** STATED TASK **
Copy each line below in which the word "React" occurs.
### MATERIAL SHOWN ###
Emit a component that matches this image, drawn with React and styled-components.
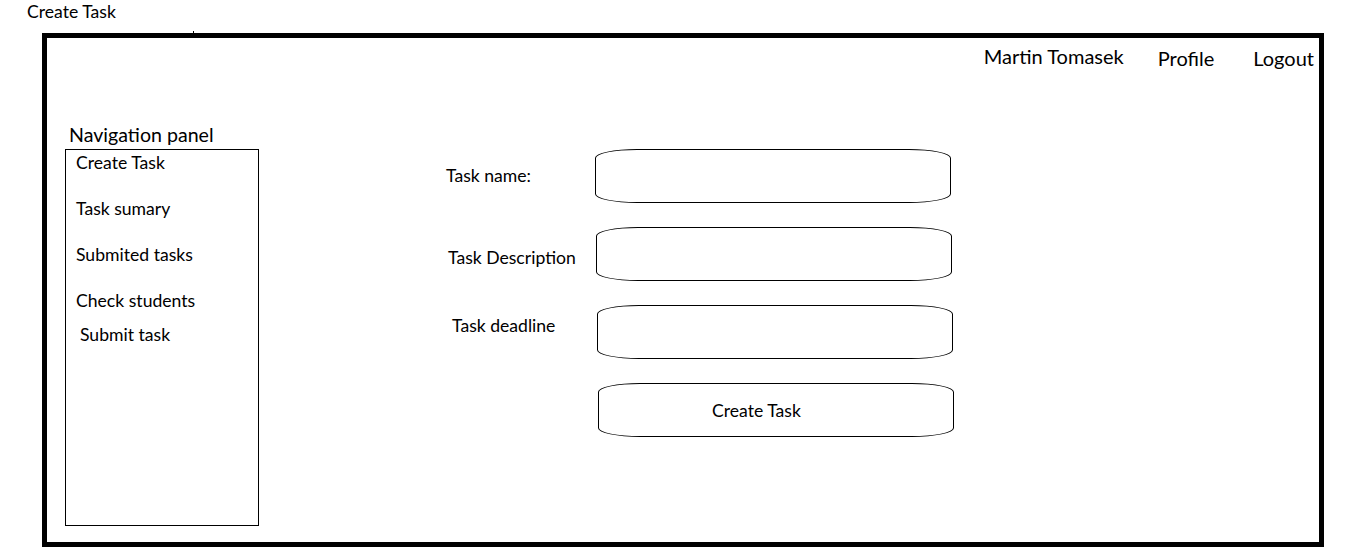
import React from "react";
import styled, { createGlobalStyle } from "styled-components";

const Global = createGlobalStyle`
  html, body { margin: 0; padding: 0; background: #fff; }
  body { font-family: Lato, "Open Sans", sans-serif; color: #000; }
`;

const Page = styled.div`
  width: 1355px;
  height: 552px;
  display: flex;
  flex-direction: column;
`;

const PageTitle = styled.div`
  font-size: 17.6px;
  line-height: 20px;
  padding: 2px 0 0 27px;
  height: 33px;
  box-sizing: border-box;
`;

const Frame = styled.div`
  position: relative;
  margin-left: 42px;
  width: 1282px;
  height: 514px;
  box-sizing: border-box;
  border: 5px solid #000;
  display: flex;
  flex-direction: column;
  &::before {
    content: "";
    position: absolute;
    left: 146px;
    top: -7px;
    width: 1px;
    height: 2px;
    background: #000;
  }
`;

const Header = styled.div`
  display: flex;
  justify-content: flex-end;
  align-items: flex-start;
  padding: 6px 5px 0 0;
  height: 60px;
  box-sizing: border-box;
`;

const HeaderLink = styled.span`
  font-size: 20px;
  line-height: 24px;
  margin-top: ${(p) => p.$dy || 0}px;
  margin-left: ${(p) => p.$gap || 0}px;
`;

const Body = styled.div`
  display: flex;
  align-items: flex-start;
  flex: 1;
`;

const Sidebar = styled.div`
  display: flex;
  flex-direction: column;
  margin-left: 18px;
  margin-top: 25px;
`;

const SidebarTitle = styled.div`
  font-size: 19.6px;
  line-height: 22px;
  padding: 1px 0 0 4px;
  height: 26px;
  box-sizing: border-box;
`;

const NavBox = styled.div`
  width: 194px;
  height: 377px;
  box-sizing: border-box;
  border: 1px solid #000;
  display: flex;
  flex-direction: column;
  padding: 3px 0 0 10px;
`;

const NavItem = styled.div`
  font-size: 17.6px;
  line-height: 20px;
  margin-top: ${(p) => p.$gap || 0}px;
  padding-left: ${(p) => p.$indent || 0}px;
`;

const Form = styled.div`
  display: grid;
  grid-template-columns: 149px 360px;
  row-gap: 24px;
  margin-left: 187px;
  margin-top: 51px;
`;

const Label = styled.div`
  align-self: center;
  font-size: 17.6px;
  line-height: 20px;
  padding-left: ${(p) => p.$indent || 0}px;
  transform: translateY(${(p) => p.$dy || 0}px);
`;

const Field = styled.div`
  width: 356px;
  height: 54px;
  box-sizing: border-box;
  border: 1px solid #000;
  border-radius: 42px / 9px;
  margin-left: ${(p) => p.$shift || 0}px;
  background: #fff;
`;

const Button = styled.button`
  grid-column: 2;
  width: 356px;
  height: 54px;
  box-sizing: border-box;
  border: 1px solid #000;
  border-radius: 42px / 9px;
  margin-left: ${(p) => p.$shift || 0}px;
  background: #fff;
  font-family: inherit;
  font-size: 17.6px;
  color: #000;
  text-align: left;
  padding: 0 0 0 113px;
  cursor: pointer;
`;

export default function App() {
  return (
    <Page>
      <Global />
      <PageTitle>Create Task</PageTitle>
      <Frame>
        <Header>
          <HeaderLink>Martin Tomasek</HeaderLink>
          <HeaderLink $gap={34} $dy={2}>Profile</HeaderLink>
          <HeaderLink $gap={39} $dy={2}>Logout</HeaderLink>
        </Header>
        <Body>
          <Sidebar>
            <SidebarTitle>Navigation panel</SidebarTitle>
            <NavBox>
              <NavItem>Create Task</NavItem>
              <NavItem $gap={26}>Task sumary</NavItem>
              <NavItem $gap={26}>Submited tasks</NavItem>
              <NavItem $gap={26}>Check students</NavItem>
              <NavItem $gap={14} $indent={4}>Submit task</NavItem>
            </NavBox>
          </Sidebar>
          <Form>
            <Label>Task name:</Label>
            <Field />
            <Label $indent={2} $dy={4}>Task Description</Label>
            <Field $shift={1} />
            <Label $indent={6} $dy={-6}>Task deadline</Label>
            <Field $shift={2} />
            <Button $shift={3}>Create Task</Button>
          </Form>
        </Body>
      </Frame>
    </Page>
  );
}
###
### MATERIAL SHOWN ###
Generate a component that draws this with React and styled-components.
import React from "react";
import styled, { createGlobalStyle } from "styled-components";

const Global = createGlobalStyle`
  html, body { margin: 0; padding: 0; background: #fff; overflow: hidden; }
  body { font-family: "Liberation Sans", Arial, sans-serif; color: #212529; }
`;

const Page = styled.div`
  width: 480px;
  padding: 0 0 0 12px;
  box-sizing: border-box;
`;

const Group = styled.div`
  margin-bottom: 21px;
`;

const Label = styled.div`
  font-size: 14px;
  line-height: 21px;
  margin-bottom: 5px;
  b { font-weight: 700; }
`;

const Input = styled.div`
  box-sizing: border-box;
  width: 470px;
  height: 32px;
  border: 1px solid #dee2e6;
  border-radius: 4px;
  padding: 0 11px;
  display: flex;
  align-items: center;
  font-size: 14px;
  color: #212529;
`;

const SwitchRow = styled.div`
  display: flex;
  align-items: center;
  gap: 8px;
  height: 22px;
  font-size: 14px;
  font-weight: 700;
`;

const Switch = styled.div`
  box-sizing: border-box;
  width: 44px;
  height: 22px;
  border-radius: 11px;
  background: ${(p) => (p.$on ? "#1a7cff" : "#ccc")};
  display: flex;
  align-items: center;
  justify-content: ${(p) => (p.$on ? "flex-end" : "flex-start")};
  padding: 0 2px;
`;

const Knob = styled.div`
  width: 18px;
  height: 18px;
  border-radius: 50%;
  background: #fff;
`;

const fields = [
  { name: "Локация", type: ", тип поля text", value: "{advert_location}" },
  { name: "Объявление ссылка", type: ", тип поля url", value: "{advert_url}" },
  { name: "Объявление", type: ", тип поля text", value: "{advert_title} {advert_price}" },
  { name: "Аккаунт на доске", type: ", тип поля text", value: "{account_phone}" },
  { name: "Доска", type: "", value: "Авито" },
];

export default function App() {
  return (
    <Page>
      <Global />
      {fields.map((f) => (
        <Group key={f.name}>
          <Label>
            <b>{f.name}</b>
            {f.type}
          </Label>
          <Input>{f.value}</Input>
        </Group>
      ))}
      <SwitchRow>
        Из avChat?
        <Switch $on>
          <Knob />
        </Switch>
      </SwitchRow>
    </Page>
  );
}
###
** REPLY TO THE TASK **
Emit a component that matches this image, drawn with React and styled-components.
import React from "react";
Generate a component that draws this with React and styled-components.
import React from "react";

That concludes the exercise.